Make sure all Micro$oft updates and security packs are installed.

Bout all I can think of at the moment.


----------



## Andrew Green (Oct 5, 2008)

Windows update -> repeat half dozen times until its doesn't do anymore.

get rid of all crapware that came installed on it

Anti-virus

Anti-spyware - run a full scan

a browser other then IE

Pass out (after dealing with Vista's Access control crap you'll have been drinking pretty heavily)


----------



## MBuzzy (Oct 5, 2008)

Delete basically all of the software that came installed on it.  Especially if it requires you to join AOL or any of the other providers.


----------



## terryl965 (Oct 5, 2008)

What you already did log onto MT and start quality threads.


----------



## AceHBK (Oct 5, 2008)

lol@ Terry.  This place was the first place I thought of when I turned my laptop on.

I will do as everyone suggested, thank you!

When removing all this bloatware, should I just use the uninstall software from the control panel or should I get a program to remove the pre-installed software?  I know some people say you should use a program instead of just the basic uninstall through the control panel.

Should I just keep Vista and learn it or drop it for XP?


----------



## terryl965 (Oct 5, 2008)

I know Ace, you know I know nothing about computers so best of luck.


----------



## HKphooey (Oct 5, 2008)

Andrew Green said:


> Windows update -> repeat half dozen times until its doesn't do anymore.
> 
> get rid of all crapware that came installed on it


 
This would include Vista!


----------



## fireman00 (Oct 5, 2008)

as long as your laptop has 2Gig of RAM you'll have no issues with Vista.  I've been running it for 8 months an no problems.  Remove the bloatware via "add/ remove programs" in Control Panel (you might want to revert to the "classic view") to make things easier.  Once you've done that look for any directory(s) that might be used to reinstall the crapware - they're just taking up space. 
Install Firefox.
Take off Norton and go with AVG (or the app of your choice).
Run defrag.


----------



## Mimir (Oct 7, 2008)

You might want to limit the Gadgets that you have running on the side (or turn them off completely) as they take memory and resources from the computer.  I second the recomendation of 2 gig minimum memory. 

Make sure you keep the anti-virus up to date as well as the windows updates.


----------



## Jade Tigress (Oct 7, 2008)

Ya know, I got a new laptop a couple months ago that has Vista, and I haven't any problems with it.
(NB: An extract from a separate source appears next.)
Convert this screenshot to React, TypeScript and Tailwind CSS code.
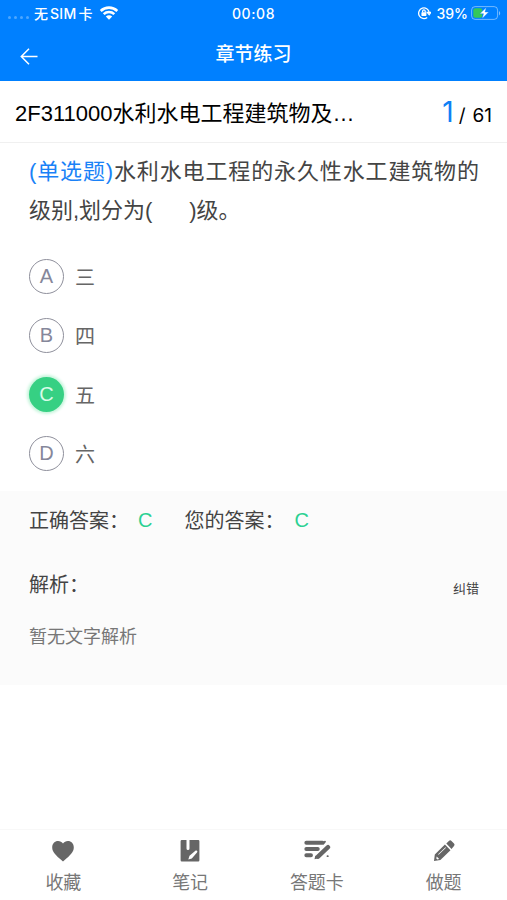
import React, { useState } from "react";
import clsx from "clsx";

interface Option {
  key: string;
  label: string;
}

const options: Option[] = [
  { key: "A", label: "三" },
  { key: "B", label: "四" },
  { key: "C", label: "五" },
  { key: "D", label: "六" },
];

const correctAnswer = "C";

const HeartIcon = () => (
  <svg width="24" height="24" viewBox="0 0 24 24" fill="currentColor">
    <path d="M12 22.6 10.6 21.2C5 16.3 1.2 13 1.2 8.4 1.2 4.7 3.8 2 7.1 2c2 0 3.8.9 4.9 2.5C13.100 2.900 14.900 2 16.900 2c3.300 0 5.900 2.700 5.900 6.400 0 4.600-3.800 7.900-9.400 12.800z" />
  </svg>
);

const NoteIcon = () => (
  <svg width="24" height="24" viewBox="0 0 24 24" fill="currentColor">
    <path
      fillRule="evenodd"
      d="M3.800 1H8.500V9.500a1.500 1.500 0 0 0 3 0V1H20.200a1.200 1.200 0 0 1 1.200 1.200V21.300a1.200 1.200 0 0 1-1.200 1.200H3.800a1.200 1.200 0 0 1-1.200-1.200V2.200A1.200 1.200 0 0 1 3.800 1zM10.300 20.400l3.500-1 5-5.600c1.400-1.700-.1-3.200-1.700-1.900l-5.600 4.900z"
    />
  </svg>
);

const SheetIcon = () => (
  <svg
    width="28"
    height="24"
    viewBox="0 0 28 24"
    fill="none"
    stroke="currentColor"
    strokeLinecap="round"
  >
    <path strokeWidth="3.900" d="M3.300 3.700H19.500M3.300 10H14.800M3.300 16.300H8" />
    <path strokeWidth="4.400" d="M15 17.700 25 8.200" />
    <path strokeWidth="1.800" d="M20.500 4.500 22 2.700M24.500 17.200h.3" />
    <path fill="currentColor" stroke="none" d="m12.300 16.500-.8 3.800 4.400-1z" />
  </svg>
);

const PencilIcon = () => (
  <svg width="24" height="24" viewBox="0 0 24 24" fill="currentColor">
    <path
      fillRule="evenodd"
      d="M12.900 5.500 18.500 11.300 8.400 21 2 22 2.800 15.400zM4.700 17.500l-.4 2.100 1 .8 1.900-.4zM13.500 8.300 6.100 15.300l.5.500 7.400-7z"
    />
    <path d="m14.300 4.400 2.600-2.500a1.800 1.800 0 0 1 2.600 0l2.500 2.700a1.800 1.800 0 0 1 0 2.500L19.500 9.900z" />
  </svg>
);

const tabs = [
  { label: "收藏", Icon: HeartIcon },
  { label: "笔记", Icon: NoteIcon },
  { label: "答题卡", Icon: SheetIcon },
  { label: "做题", Icon: PencilIcon },
];

const StatusBar = () => (
  <div className="grid h-[26px] grid-cols-3 items-center font-['Inter','Noto_Sans_CJK_SC',sans-serif] text-[14px] font-medium">
    <div className="flex items-center pl-2">
      <div className="mt-2 flex gap-[3px]">
        {[0, 1, 2, 3].map((dot) => (
          <span key={dot} className="size-[3px] rounded-full bg-white/30" />
        ))}
      </div>
      <div className="ml-[5px] flex gap-[2px] whitespace-nowrap">
        <span>无</span>
        <span className="tracking-[0.3px]">SIM</span>
        <span>卡</span>
      </div>
      <svg
        className="ml-[6px]"
        width="20"
        height="14"
        viewBox="0 0 20 14"
        fill="none"
        stroke="currentColor"
        strokeWidth="2.6"
      >
        <path d="M1.700 5C6.400.5 13.600.5 18.300 5M4.700 8.100c3-2.800 7.600-2.800 10.600 0" />
        <path
          fill="currentColor"
          stroke="none"
          d="M10 13.700 6.800 10.500c1.800-1.700 4.600-1.700 6.400 0z"
        />
      </svg>
    </div>
    <span className="text-center tracking-[0.6px]">00:08</span>
    <div className="flex items-center justify-end pr-[6px]">
      <svg
        width="14"
        height="14"
        viewBox="0 0 14 14"
        fill="none"
        stroke="currentColor"
        strokeWidth="1.300"
      >
        <path d="M10.200 11.400A5.300 5.300 0 1 1 12.200 6.500M10.300 6.300h3.600L12.200 8.700z" />
        <path d="M5.600 6.500V5.200a1.300 1.300 0 0 1 2.600 0v1.300" />
        <rect
          x="4.400"
          y="6.200"
          width="5"
          height="3.700"
          rx=".6"
          fill="currentColor"
          stroke="none"
        />
      </svg>
      <span className="ml-[6px]">39%</span>
      <svg
        className="ml-[3px]"
        width="30"
        height="14"
        viewBox="0 0 30 14"
        fill="none"
      >
        <rect
          x=".6"
          y=".6"
          width="26"
          height="12.800"
          rx="3.500"
          stroke="#fff"
          strokeOpacity=".45"
        />
        <path d="M28 5v4.500c1.600-.7 1.600-3.800 0-4.500z" fill="#fff" fillOpacity=".5" />
        <rect x="2.300" y="2.300" width="9" height="9.400" rx="2" fill="#34c759" />
        <path
          d="M15.300 1.500 8.800 7.700h3.700l-1.300 4.800 6.500-6.500H14z"
          fill="#fff"
          stroke="#0580ff"
          strokeWidth=".4"
        />
      </svg>
    </div>
  </div>
);

export default function App() {
  const [selected, setSelected] = useState("C");

  return (
    <div
      lang="zh-CN"
      className="flex h-[900px] w-[507px] flex-col overflow-hidden bg-white font-['Liberation_Sans','Noto_Sans_CJK_SC',sans-serif] text-[#444]"
    >
      <header className="h-[81px] shrink-0 bg-[#0080ff] text-white">
        <StatusBar />
        <div className="grid h-[55px] grid-cols-3 items-center">
          <button className="pl-5 pt-[5px]" aria-label="返回">
            <svg
              width="18"
              height="17"
              viewBox="0 0 18 17"
              fill="none"
              stroke="currentColor"
              strokeWidth="1.500"
            >
              <path d="M17.500 8.500H1.500M9 .8 1.300 8.500 9 16.200" />
            </svg>
          </button>
          <h1 className="pt-1 text-center text-[19px] font-medium">
            章节练习
          </h1>
        </div>
      </header>

      <div className="flex h-[62px] shrink-0 items-center justify-between border-b border-[#f0f0f0] pl-[15px] pr-[15px] pt-1 text-black">
        <h2 className="whitespace-nowrap text-[22px]">
          2F311000水利水电工程建筑物及…
        </h2>
        <div className="flex items-baseline font-['Inter',sans-serif] text-[19px] leading-[40px]">
          <span className="mr-[5px] text-[28px] text-[#0f80f5]">1</span>
          <span className="mr-[7px]">/</span>
          <span>61</span>
        </div>
      </div>

      <p className="mt-[9px] pl-[29px] pr-[28px] text-justify text-[22px] leading-[39px]">
        <span className="text-[#1a82f7]">(单选题)</span>
        水利水电工程的永久性水工建筑物的级别,划分为(
        {"\u00a0".repeat(6)})级。
      </p>

      <ul className="mt-[17px] pl-[29px]">
        {options.map(({ key, label }) => (
          <li key={key} className="flex h-[59px] items-center">
            <button
              onClick={() => setSelected(key)}
              className={clsx(
                "flex size-[35px] items-center justify-center rounded-full pb-[2px] text-[20px]",
                selected === key
                  ? "bg-[#36d083] text-[#d9fbe8] shadow-[0_0_3px_2px_#c5f5db]"
                  : "border border-[#8f909c] text-[#85879a]"
              )}
            >
              {key}
            </button>
            <span className="ml-[11px] pt-[2px] text-[20px] text-[#666]">
              {label}
            </span>
          </li>
        ))}
      </ul>

      <section className="mt-[8px] h-[194px] bg-[#fbfbfb] pl-[29px] pr-[28px] pt-[15px]">
        <div className="flex h-[30px] items-center text-[20px]">
          <span>正确答案：</span>
          <span className="ml-[9px] pb-[2px] text-[#2cd193]">
            {correctAnswer}
          </span>
          <span className="ml-[32px]">您的答案：</span>
          <span className="ml-[10px] pb-[2px] text-[#2cd193]">{selected}</span>
        </div>
        <div className="mt-[34px] flex h-[30px] items-center justify-between">
          <h3 className="text-[20px]">解析：</h3>
          <button className="mt-2 text-[13px]">纠错</button>
        </div>
        <p className="mt-[23px] text-[18px] leading-[28px] text-[#777]">
          暂无文字解析
        </p>
      </section>

      <nav className="mt-auto grid h-[71px] shrink-0 grid-cols-4 border-t border-[#f8f8f8] text-[#666]">
        {tabs.map(({ label, Icon }) => (
          <button key={label} className="flex flex-col items-center pt-[9px]">
            <Icon />
            <span className="mt-[6px] text-[18px] leading-[28px] text-[#777]">
              {label}
            </span>
          </button>
        ))}
      </nav>
    </div>
  );
}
I like it just fine.


----------



## AceHBK (Oct 8, 2008)

Ok, *THANK YOU TO ALL!!!*

I got rid of the excess bloatware and did the MS updates.
For now I am using AVG free anti-virus to "keep me safe"  lol
I need to get Ad-aware which I just remembered.

What other programs do you all think are good to have?
I was thinking about a uninstaller and Tune Up utilities.


----------



## wushu2004 (Oct 12, 2008)

i would go to http://www.revouninstaller.com/

and download it...it works very well when you want to clear out every file/folder from a stubborn program

for a firewall...get zonealarm for comodo (http://www.comodo.com/) - and actually you should download all of the freebies they have


----------



## jim777 (Oct 13, 2008)

I would keep Vista, definitely, and I would also have kept Norton Anti Virus. Of all the others mentioned here, Norton is the only one that will cure a virus embedded as an object in another file. (For example, a spreadsheet table infected with a macro virus, like Slacker, embedded in a Powerpoint presentation). Norton is worth the hit for what you get, which is industrial strength protection. McAfee is absolutely the worst.

I would also make a ghost image of your hard drive as soon as its "ready" and keep it hand in case something ever destroys your system.


----------